13. October 2004 · Comments Off on Andalusian Dreams · Categories: General, History

It is a country of dreams, fragile pavilions, airy courtyards, and meticulously planted gardens, cool trickling fountains and pools, refuges from the harsh summer heat of Southern Spain, that the Moors called Al-Andalus. In this country the bougainvillea vines make a splash of dark red or electrical magenta against whitewashed plaster walls, and curved roof tiles of a peculiar faded hue, somewhere between rose pink and honey. In the afternoon, the cicadas make a churring sound in the oleanders in the great enclosed garden of the citadel of the Alhambra high on the Albaicin hill, in the city of Granada.

The place seems deserted of people, only my daughter and I exploring the paths where the white dust settles softly in our footprints as we pass.

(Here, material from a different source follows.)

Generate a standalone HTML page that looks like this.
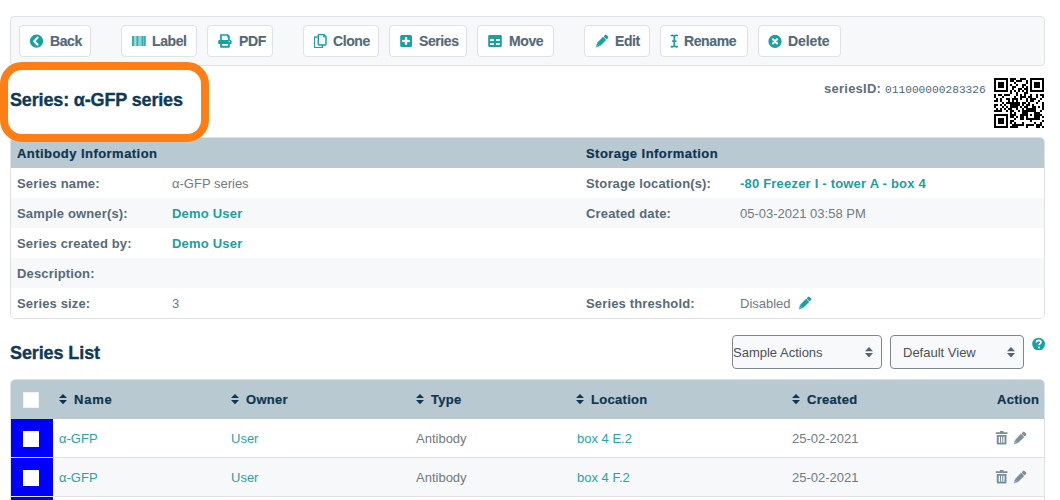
<!DOCTYPE html>
<html><head><meta charset="utf-8">
<style>
*{box-sizing:border-box;margin:0;padding:0}
html,body{width:1060px;height:500px;overflow:hidden;background:#fff;font-family:"Liberation Sans",sans-serif;position:relative}
.abs{position:absolute}
#toolbar{left:10px;top:16px;width:1035px;height:50px;background:#f6f8fa;border:1px solid #dfe3e7;border-radius:4px}
.btn{position:absolute;top:25px;height:32px;background:#fff;border:1px solid #dfe3e6;border-radius:4px;color:#52697a;-webkit-text-stroke:.15px #52697a;font-weight:bold;font-size:14px;letter-spacing:-0.4px;line-height:30px;white-space:nowrap}
.btn svg{position:absolute}
.btn span{position:absolute;top:0}
#title{left:10px;top:90px;letter-spacing:-0.15px;font-size:18px;font-weight:bold;color:#0f3a56;-webkit-text-stroke:.35px #0f3a56;white-space:nowrap}
#orange{left:0;top:62px;width:209px;height:80px;border:8px solid #fd7e14;border-radius:22px;z-index:5}
.tbl{position:absolute;left:10px;width:1035px;border:1px solid #dee2e6;border-radius:5px;overflow:hidden}
.hdr{background:#b9c9d1;color:#0e3550;font-weight:bold;font-size:13px}
.lbl{position:absolute;font-weight:bold;font-size:13px;letter-spacing:.15px;color:#566a79;white-space:nowrap}
.val{position:absolute;font-size:13px;color:#707b84;white-space:nowrap}
.lnk{position:absolute;font-size:13px;letter-spacing:.2px;color:#1aa0a0;font-weight:bold;white-space:nowrap}
.row{position:absolute;left:0;width:100%;height:30px}
.it{left:0;width:1060px;height:20px}
.hd{color:#0e3550;letter-spacing:.45px;-webkit-text-stroke:.2px #0e3550}
.th{color:#0e3550;letter-spacing:.3px;-webkit-text-stroke:.2px #0e3550}
.tl{color:#2aa3a6}
#stitle{left:10px;top:343px;font-size:18px;font-weight:bold;color:#0f3a56;-webkit-text-stroke:.35px #0f3a56;letter-spacing:-0.1px;white-space:nowrap}
.sel{position:absolute;top:335px;height:34px;background:#f8f9fa;border:1px solid #80868b;border-radius:4px;font-size:13px;color:#4b5157}
.sel span{position:absolute;top:8.5px;white-space:nowrap}
.cb{position:absolute;width:16px;height:16px;background:#fff}
</style></head>
<body>
<div id="toolbar" class="abs"></div>

<div class="btn" style="left:19px;width:72px"><svg style="left:9px;top:8px" width="14" height="14" viewBox="0 0 14 14"><circle cx="7.5" cy="7.2" r="6.6" fill="#17a1a3"/><path d="M8.6 3.6 L5.2 7.2 L8.6 10.8" fill="none" stroke="#fff" stroke-width="2" stroke-linecap="round" stroke-linejoin="round"/></svg><span style="left:30px">Back</span></div>
<div class="btn" style="left:121px;width:76px"><svg style="left:10px;top:10px" width="14" height="10" viewBox="0 0 14 10"><rect x="0" y="0" width="14" height="10" fill="#17a1a3" opacity=".6"/><rect x="0" y="0" width="1.8" height="10" fill="#17a1a3" opacity=".7"/><rect x="4.8" y="0" width="1.1" height="10" fill="#17a1a3" opacity=".7"/><rect x="9.9" y="0" width="1.1" height="10" fill="#17a1a3" opacity=".7"/><rect x="11.9" y="0" width="1.3" height="10" fill="#17a1a3" opacity=".7"/><rect x="2.4" y="0" width="1.6" height="10" fill="#fff" opacity=".35"/><rect x="7" y="0" width="1.6" height="10" fill="#fff" opacity=".25"/></svg><span style="left:30px">Label</span></div>
<div class="btn" style="left:207px;width:66px"><svg style="left:10px;top:8px" width="14" height="14" viewBox="0 0 14 14"><path d="M2.1 0.3 H10 L11.8 2.1 V6.5 H10.1 V2.9 L9 1.8 H3.8 V6.5 H2.1 Z" fill="#17a1a3"/><path d="M8.8 1.8 V3.4 H10.2 Z" fill="#17a1a3"/><rect x="0.2" y="6.1" width="13.4" height="4" rx="1.2" fill="#17a1a3"/><circle cx="11.4" cy="7.6" r=".75" fill="#fff"/><path d="M2.1 9 H11.8 V13 Q11.8 13.8 11 13.8 H2.9 Q2.1 13.8 2.1 13 Z M3.9 10.1 V11.8 H10 V10.1 Z" fill="#17a1a3" fill-rule="evenodd"/></svg><span style="left:31px">PDF</span></div>
<div class="btn" style="left:303px;width:76px"><svg style="left:10px;top:8px" width="13" height="14" viewBox="0 0 13 14"><path d="M3.6 2.9 H1.2 Q0.3 2.9 0.3 3.8 V12.9 Q0.3 13.8 1.2 13.8 H7.6 Q8.5 13.8 8.5 12.9 V11" fill="none" stroke="#17a1a3" stroke-width="1.5"/><path d="M4.3 1.2 Q4.3 0.5 5 0.5 H9.8 L12 2.7 V10.3 Q12 11 11.3 11 H5 Q4.3 11 4.3 10.3 Z" fill="none" stroke="#17a1a3" stroke-width="1.5" stroke-linejoin="round"/><path d="M9.2 0.8 V3.3 H11.8 Z" fill="#17a1a3"/></svg><span style="left:29px">Clone</span></div>
<div class="btn" style="left:389px;width:78px"><svg style="left:10px;top:9px" width="12" height="12" viewBox="0 0 12 12"><rect x="0.2" y="0" width="11.8" height="12" rx="1.5" fill="#17a1a3"/><rect x="2.1" y="4.9" width="7.7" height="2.2" fill="#fff"/><rect x="4.9" y="2.3" width="2.3" height="7.4" fill="#fff"/></svg><span style="left:29px">Series</span></div>
<div class="btn" style="left:477px;width:77px"><svg style="left:10px;top:9px" width="14" height="12" viewBox="0 0 14 12"><path d="M1.4 0 H12.6 Q13.8 0 13.8 1.2 V10.8 Q13.8 12 12.6 12 H1.4 Q0.2 12 0.2 10.8 V1.2 Q0.2 0 1.4 0 Z M2.1 4 V5.9 H5.9 V4 Z M8.1 4 V5.9 H11.8 V4 Z M2.1 8 V9.9 H5.9 V8 Z M8.1 8 V9.9 H11.8 V8 Z" fill="#17a1a3" fill-rule="evenodd"/></svg><span style="left:31px">Move</span></div>
<div class="btn" style="left:584px;width:66px"><svg style="left:10px;top:8px" width="14" height="14" viewBox="0 0 14 14"><g transform="translate(-0.3 0.3) rotate(45 7 7)"><rect x="4.8" y="-0.9" width="4.4" height="3.2" rx="1.1" fill="#17a1a3"/><rect x="4.8" y="2.9" width="4.4" height="8.6" fill="#17a1a3"/><path d="M4.8 11.5 H9.2 L7 15.6 Z" fill="#17a1a3"/><path d="M5.8 12.9 L7 15.1 L8.2 12.9 Z" fill="#fff" opacity=".45"/></g></svg><span style="left:30px">Edit</span></div>
<div class="btn" style="left:660px;width:88px"><svg style="left:9px;top:8px" width="9" height="14" viewBox="0 0 9 14"><path d="M1.4 1.5 Q2.9 1 4.3 2.1 Q5.7 1 7.2 1.5 M4.3 2.1 V11.9 M2.8 7.1 H5.8 M1.4 12.6 Q2.9 13.1 4.3 11.9 Q5.7 13.1 7.2 12.6" fill="none" stroke="#17a1a3" stroke-width="1.8" stroke-linecap="round"/></svg><span style="left:23px">Rename</span></div>
<div class="btn" style="left:758px;width:83px"><svg style="left:9px;top:9px" width="14" height="14" viewBox="0 0 14 14"><circle cx="7" cy="6.4" r="6.6" fill="#17a1a3"/><path d="M4.9 4.3 L9.1 8.5 M9.1 4.3 L4.9 8.5" stroke="#fff" stroke-width="2.1" stroke-linecap="round"/></svg><span style="left:29px;letter-spacing:-0.1px">Delete</span></div>

<div id="title" class="abs">Series: α-GFP series</div>
<div id="orange" class="abs"></div>

<div class="tbl" style="top:137px;height:182px">
  <div class="row hdr" style="top:0"></div>
  <div class="row" style="top:30px;background:#fff"></div>
  <div class="row" style="top:60px;background:#f6f8fa"></div>
  <div class="row" style="top:90px;background:#fff"></div>
  <div class="row" style="top:120px;background:#f6f8fa"></div>
  <div class="row" style="top:150px;background:#fff"></div>
</div>
<div class="abs it" style="top:146px">
  <div class="lbl hd" style="left:17px">Antibody Information</div>
  <div class="lbl hd" style="left:586px">Storage Information</div>
</div>
<div class="abs it" style="top:176px">
  <div class="lbl" style="left:17px">Series name:</div>
  <div class="val" style="left:172px">α-GFP series</div>
  <div class="lbl" style="left:586px">Storage location(s):</div>
  <div class="lnk" style="left:740px">-80 Freezer I - tower A - box 4</div>
</div>
<div class="abs it" style="top:206px">
  <div class="lbl" style="left:17px">Sample owner(s):</div>
  <div class="lnk" style="left:172px">Demo User</div>
  <div class="lbl" style="left:586px">Created date:</div>
  <div class="val" style="left:740px">05-03-2021 03:58 PM</div>
</div>
<div class="abs it" style="top:236px">
  <div class="lbl" style="left:17px">Series created by:</div>
  <div class="lnk" style="left:172px">Demo User</div>
</div>
<div class="abs it" style="top:266px">
  <div class="lbl" style="left:17px">Description:</div>
</div>
<div class="abs it" style="top:296px">
  <div class="lbl" style="left:17px">Series size:</div>
  <div class="val" style="left:172px">3</div>
  <div class="lbl" style="left:586px">Series threshold:</div>
  <div class="val" style="left:740px">Disabled</div>
</div>

<div id="stitle" class="abs">Series List</div>
<div class="sel" style="left:732px;width:150px"><span style="left:0px">Sample Actions</span></div>
<div class="sel" style="left:890px;width:134px"><span style="left:12px">Default View</span></div>

<div class="tbl" style="top:379px;height:130px">
  <div class="row hdr" style="top:0;height:39px"></div>
  <div class="row" style="top:39px;height:39px;background:#fff;border-bottom:1px solid #dee2e6"></div>
  <div class="row" style="top:78px;height:39px;background:#f6f8fa;border-bottom:1px solid #dee2e6"></div>
  <div class="row" style="top:117px;height:39px;background:#fff"></div>
  <div class="abs" style="left:0;top:39px;width:42px;height:38px;background:#0000ff"></div><div class="abs" style="left:0;top:78px;width:42px;height:38px;background:#0000ff"></div><div class="abs" style="left:0;top:117px;width:42px;height:30px;background:#0000ff"></div>
</div>
<div class="cb" style="left:23px;top:392px;border:1px solid #eef0f2"></div>
<div class="cb" style="left:23px;top:431px"></div>
<div class="cb" style="left:23px;top:470px"></div>

<div class="abs it" style="top:392px">
  <div class="lbl th" style="left:74px;letter-spacing:.8px">Name</div>
  <div class="lbl th" style="left:246px">Owner</div>
  <div class="lbl th" style="left:431px">Type</div>
  <div class="lbl th" style="left:591px">Location</div>
  <div class="lbl th" style="left:807px">Created</div>
  <div class="lbl th" style="left:997px">Action</div>
</div>
<div class="abs it" style="top:431px">
  <div class="val tl" style="left:59px">α-GFP</div>
  <div class="val tl" style="left:231px">User</div>
  <div class="val" style="left:416px">Antibody</div>
  <div class="val tl" style="left:577px">box 4 E.2</div>
  <div class="val" style="left:792px">25-02-2021</div>
</div>
<div class="abs it" style="top:470px">
  <div class="val tl" style="left:59px">α-GFP</div>
  <div class="val tl" style="left:231px">User</div>
  <div class="val" style="left:416px">Antibody</div>
  <div class="val tl" style="left:577px">box 4 F.2</div>
  <div class="val" style="left:792px">25-02-2021</div>
</div>

<div class="abs" style="left:824px;top:81px;letter-spacing:.25px;font-size:13px;font-weight:bold;color:#5d6f7d;white-space:nowrap">seriesID: <span style="font-family:'Liberation Mono',monospace;font-weight:normal;letter-spacing:0;font-size:11.2px;color:#4f6a80">011000000283326</span></div>
<svg class="abs" style="left:994px;top:78px" width="50" height="50" viewBox="0 0 25 25" shape-rendering="crispEdges"><path d="M0 0h7v1h-7zM8 0h3v1h-3zM13 0h3v1h-3zM18 0h7v1h-7zM0 1h1v1h-1zM6 1h1v1h-1zM8 1h2v1h-2zM11 1h3v1h-3zM16 1h1v1h-1zM18 1h1v1h-1zM24 1h1v1h-1zM0 2h1v1h-1zM2 2h3v1h-3zM6 2h1v1h-1zM10 2h1v1h-1zM16 2h1v1h-1zM18 2h1v1h-1zM20 2h3v1h-3zM24 2h1v1h-1zM0 3h1v1h-1zM2 3h3v1h-3zM6 3h1v1h-1zM8 3h1v1h-1zM11 3h1v1h-1zM14 3h2v1h-2zM18 3h1v1h-1zM20 3h3v1h-3zM24 3h1v1h-1zM0 4h1v1h-1zM2 4h3v1h-3zM6 4h1v1h-1zM9 4h2v1h-2zM14 4h1v1h-1zM16 4h1v1h-1zM18 4h1v1h-1zM20 4h3v1h-3zM24 4h1v1h-1zM0 5h1v1h-1zM6 5h1v1h-1zM9 5h1v1h-1zM12 5h2v1h-2zM15 5h2v1h-2zM18 5h1v1h-1zM24 5h1v1h-1zM0 6h7v1h-7zM8 6h1v1h-1zM10 6h1v1h-1zM12 6h1v1h-1zM14 6h1v1h-1zM16 6h1v1h-1zM18 6h7v1h-7zM8 7h1v1h-1zM11 7h1v1h-1zM15 7h2v1h-2zM0 8h1v1h-1zM2 8h2v1h-2zM5 8h3v1h-3zM11 8h1v1h-1zM13 8h1v1h-1zM15 8h1v1h-1zM18 8h1v1h-1zM21 8h1v1h-1zM23 8h2v1h-2zM0 9h1v1h-1zM4 9h1v1h-1zM10 9h1v1h-1zM13 9h3v1h-3zM17 9h2v1h-2zM21 9h1v1h-1zM24 9h1v1h-1zM1 10h1v1h-1zM3 10h1v1h-1zM6 10h2v1h-2zM9 10h3v1h-3zM13 10h1v1h-1zM16 10h1v1h-1zM18 10h3v1h-3zM23 10h1v1h-1zM0 11h2v1h-2zM3 11h1v1h-1zM7 11h1v1h-1zM9 11h1v1h-1zM11 11h1v1h-1zM16 11h1v1h-1zM18 11h2v1h-2zM22 11h1v1h-1zM4 12h1v1h-1zM6 12h7v1h-7zM14 12h2v1h-2zM17 12h1v1h-1zM21 12h1v1h-1zM24 12h1v1h-1zM0 13h2v1h-2zM3 13h1v1h-1zM5 13h1v1h-1zM8 13h5v1h-5zM14 13h1v1h-1zM16 13h2v1h-2zM19 13h1v1h-1zM24 13h1v1h-1zM0 14h1v1h-1zM4 14h1v1h-1zM6 14h1v1h-1zM8 14h4v1h-4zM13 14h1v1h-1zM15 14h2v1h-2zM19 14h2v1h-2zM22 14h1v1h-1zM24 14h1v1h-1zM1 15h1v1h-1zM3 15h1v1h-1zM5 15h1v1h-1zM7 15h2v1h-2zM11 15h1v1h-1zM14 15h1v1h-1zM16 15h5v1h-5zM24 15h1v1h-1zM0 16h4v1h-4zM6 16h1v1h-1zM8 16h2v1h-2zM12 16h1v1h-1zM14 16h7v1h-7zM23 16h1v1h-1zM8 17h1v1h-1zM10 17h1v1h-1zM14 17h3v1h-3zM20 17h3v1h-3zM0 18h7v1h-7zM8 18h3v1h-3zM13 18h4v1h-4zM18 18h1v1h-1zM20 18h4v1h-4zM0 19h1v1h-1zM6 19h1v1h-1zM8 19h2v1h-2zM11 19h1v1h-1zM13 19h2v1h-2zM16 19h1v1h-1zM20 19h3v1h-3zM24 19h1v1h-1zM0 20h1v1h-1zM2 20h3v1h-3zM6 20h1v1h-1zM10 20h1v1h-1zM13 20h2v1h-2zM16 20h7v1h-7zM0 21h1v1h-1zM2 21h3v1h-3zM6 21h1v1h-1zM8 21h2v1h-2zM18 21h1v1h-1zM24 21h1v1h-1zM0 22h1v1h-1zM2 22h3v1h-3zM6 22h1v1h-1zM8 22h1v1h-1zM10 22h1v1h-1zM14 22h1v1h-1zM20 22h1v1h-1zM23 22h1v1h-1zM0 23h1v1h-1zM6 23h1v1h-1zM9 23h6v1h-6zM16 23h4v1h-4zM21 23h3v1h-3zM0 24h7v1h-7zM8 24h4v1h-4zM16 24h1v1h-1zM21 24h2v1h-2zM24 24h1v1h-1z" fill="#000"/></svg>
<svg class="abs" style="left:59px;top:394px" width="8" height="11" viewBox="0 0 8 11"><path d="M4 0 L8 4 H0 Z M0 6 H8 L4 10.2 Z" fill="#0e3550"/></svg><svg class="abs" style="left:231px;top:394px" width="8" height="11" viewBox="0 0 8 11"><path d="M4 0 L8 4 H0 Z M0 6 H8 L4 10.2 Z" fill="#0e3550"/></svg><svg class="abs" style="left:416px;top:394px" width="8" height="11" viewBox="0 0 8 11"><path d="M4 0 L8 4 H0 Z M0 6 H8 L4 10.2 Z" fill="#0e3550"/></svg><svg class="abs" style="left:576px;top:394px" width="8" height="11" viewBox="0 0 8 11"><path d="M4 0 L8 4 H0 Z M0 6 H8 L4 10.2 Z" fill="#0e3550"/></svg><svg class="abs" style="left:792px;top:394px" width="8" height="11" viewBox="0 0 8 11"><path d="M4 0 L8 4 H0 Z M0 6 H8 L4 10.2 Z" fill="#0e3550"/></svg><svg class="abs" style="left:995px;top:431px" width="13" height="14" viewBox="0 0 13 14"><path d="M0.75 1.25 H12.5 V3 H0.75 Z M5 0 H8.5 V1.3 H5 Z" fill="#7b8e99"/><path d="M1.75 4 H11.5 V12.5 Q11.5 13.5 10.5 13.5 H2.75 Q1.75 13.5 1.75 12.5 Z M3.75 5.75 V11.75 H5 V5.75 Z M6 5.75 V11.75 H7.25 V5.75 Z M8.25 5.75 V11.75 H9.5 V5.75 Z" fill="#7b8e99" fill-rule="evenodd"/></svg><svg class="abs" style="left:995px;top:470px" width="13" height="14" viewBox="0 0 13 14"><path d="M0.75 1.25 H12.5 V3 H0.75 Z M5 0 H8.5 V1.3 H5 Z" fill="#7b8e99"/><path d="M1.75 4 H11.5 V12.5 Q11.5 13.5 10.5 13.5 H2.75 Q1.75 13.5 1.75 12.5 Z M3.75 5.75 V11.75 H5 V5.75 Z M6 5.75 V11.75 H7.25 V5.75 Z M8.25 5.75 V11.75 H9.5 V5.75 Z" fill="#7b8e99" fill-rule="evenodd"/></svg><svg class="abs" style="left:1013px;top:431px" width="14" height="14" viewBox="0 0 14 14"><g transform="translate(-0.3 0.3) rotate(45 7 7)"><rect x="4.8" y="-0.9" width="4.4" height="3.2" rx="1.1" fill="#7b8e99"/><rect x="4.8" y="2.9" width="4.4" height="8.6" fill="#7b8e99"/><path d="M4.8 11.5 H9.2 L7 15.6 Z" fill="#7b8e99"/><path d="M5.8 12.9 L7 15.1 L8.2 12.9 Z" fill="#fff" opacity=".45"/></g></svg><svg class="abs" style="left:1013px;top:470px" width="14" height="14" viewBox="0 0 14 14"><g transform="translate(-0.3 0.3) rotate(45 7 7)"><rect x="4.8" y="-0.9" width="4.4" height="3.2" rx="1.1" fill="#7b8e99"/><rect x="4.8" y="2.9" width="4.4" height="8.6" fill="#7b8e99"/><path d="M4.8 11.5 H9.2 L7 15.6 Z" fill="#7b8e99"/><path d="M5.8 12.9 L7 15.1 L8.2 12.9 Z" fill="#fff" opacity=".45"/></g></svg><svg class="abs" style="left:798px;top:296px" width="14" height="14" viewBox="0 0 14 14"><g transform="translate(-0.3 0.3) rotate(45 7 7)"><rect x="4.8" y="-0.9" width="4.4" height="3.2" rx="1.1" fill="#17a1a3"/><rect x="4.8" y="2.9" width="4.4" height="8.6" fill="#17a1a3"/><path d="M4.8 11.5 H9.2 L7 15.6 Z" fill="#17a1a3"/><path d="M5.8 12.9 L7 15.1 L8.2 12.9 Z" fill="#fff" opacity=".45"/></g></svg><svg class="abs" style="left:865px;top:347px" width="8" height="11" viewBox="0 0 8 11"><path d="M4 0 L8 4.3 H0 Z M0 6 H8 L4 10.6 Z" fill="#51667a"/></svg><svg class="abs" style="left:1007px;top:347px" width="8" height="11" viewBox="0 0 8 11"><path d="M4 0 L8 4.3 H0 Z M0 6 H8 L4 10.6 Z" fill="#51667a"/></svg><svg class="abs" style="left:1032px;top:337px" width="13" height="13" viewBox="0 0 13 13"><circle cx="6.6" cy="7.1" r="6.4" fill="#17a1a3"/><path d="M4.4 5.4 Q4.4 3.3 6.7 3.3 Q8.9 3.3 8.9 5.2 Q8.9 6.4 7.7 7 Q7.1 7.3 7.1 8.2" fill="none" stroke="#fff" stroke-width="1.7"/><circle cx="7" cy="10.5" r="1" fill="#fff"/></svg>
</body></html>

Behind us is the ruined citadel of the Alcazaba, the fortress looking out over the city below, and the sprawling palace complex of towers and courts, whispering with myrtle leaves and the trickle of water. The Patio of Myrtles – the Comares Tower, the Hall of the Ambassadors, its interior walls covered with a fine tracery of intricate plaster lace. Our footsteps fall with a faint scuffing sound on the stone floors. The Lions’ Court, water bubbling from a great stone basin, born up on the backs of oddly stylized, almost Chinese-looking stone lions, at the center of a forest of slender pillars, branching into more elaborate arching trees of plaster filigree. To me it is a wonderland, a place of enchantment, but something about the rooms opening into the Lion’s Court creeps out my daughter. She feels a sense of oppression, the whisper of something bad having happened there, and runs ahead. I follow, doing my best to drink it all in, the fabled rooms and gardens, loggia and court. There was the Queen’s mirador, a tower with an airy latticed window, once with a view into the town below- all ornamented with plasterwork, with tile and magnificent woodwork, the last grand flowering of the Moorish kings in Spain, their paradise on earth, planted with flowers and shrubs to make a living carpet, ornamental trees swaying gracefully in the cool breeze. Boabdil, the last king of Granada, departed in 1491, asking of Ferdinand and Isabella, the Catholic Monarchs that the gate out of which he left be stopped up and never used again. At the head of the pass leading down towards the sea, he looked back at his glorious citadel and wept.

Granada, the last remnant of Moorish control on the Iberian Peninsula. Once, at the peak of power and glory, the great dynasties—the Umayyad, and after them the Almoravids and the Almohads held all but Asturias in the far north-west, and went over the Pyrenees as far as Tours before being pushed back by Charles Martel. Moorish rulers held the great cities of Toledo, Cordoba, Seville; shining beacons of learning and culture in the darkness of the European Middle ages. Gloriously adorned with gardens, running water, street-lighting, Cordoba boasted subtle philosophers, learned doctors of medicine, poets and mathematicians, and an atmosphere of toleration that drew on the finest scholars from all three religious traditions. Abd-al-Rahman III, who held supremacy as the Caliph of Cordoba built himself a great palace outside the city, called the Medinat-al-Zahra – palace, garrison and city all at once, splendid and sprawling – as glittering and ultimately as fragile as a blown glass sculpture. It existed only a bare half-century as the Versailles of Iberia, before it was razed nearly to the ground, and the Caliphate collapsed into a muddle of warring city states. The Christian Reconquest slowly gathered, retaking Toledo by the 11th century, brought to a glorious conclusion by Ferdinand and Isabella in this very city, in the shimmering fairy-tale palace that my daughter and I now explored. Within a few years and decades many others followed King Boabdil into exile, probably many of them looking one last time over their shoulders and weeping for that lost paradise, that splendid dream that was no longer theirs. The exiles took skills, intellect and trade contacts with them, and Spain glittered for a while, and then grew moribund, rigid, overtaken in intellectual, industrial and mercantile energy by other countries.

But some still dream, of colonnaded gardens, and fountains of clear water from the snow-melt of the Sierra Nevada, and of taking back the lost paradise of Al-Andalus, caring little that what made it so, was liberty from religious orthodoxy, and the free exchange of ideas, in the courtyards of Cordoba and Toledo, with the blossoms of orange trees perfuming the twilight air.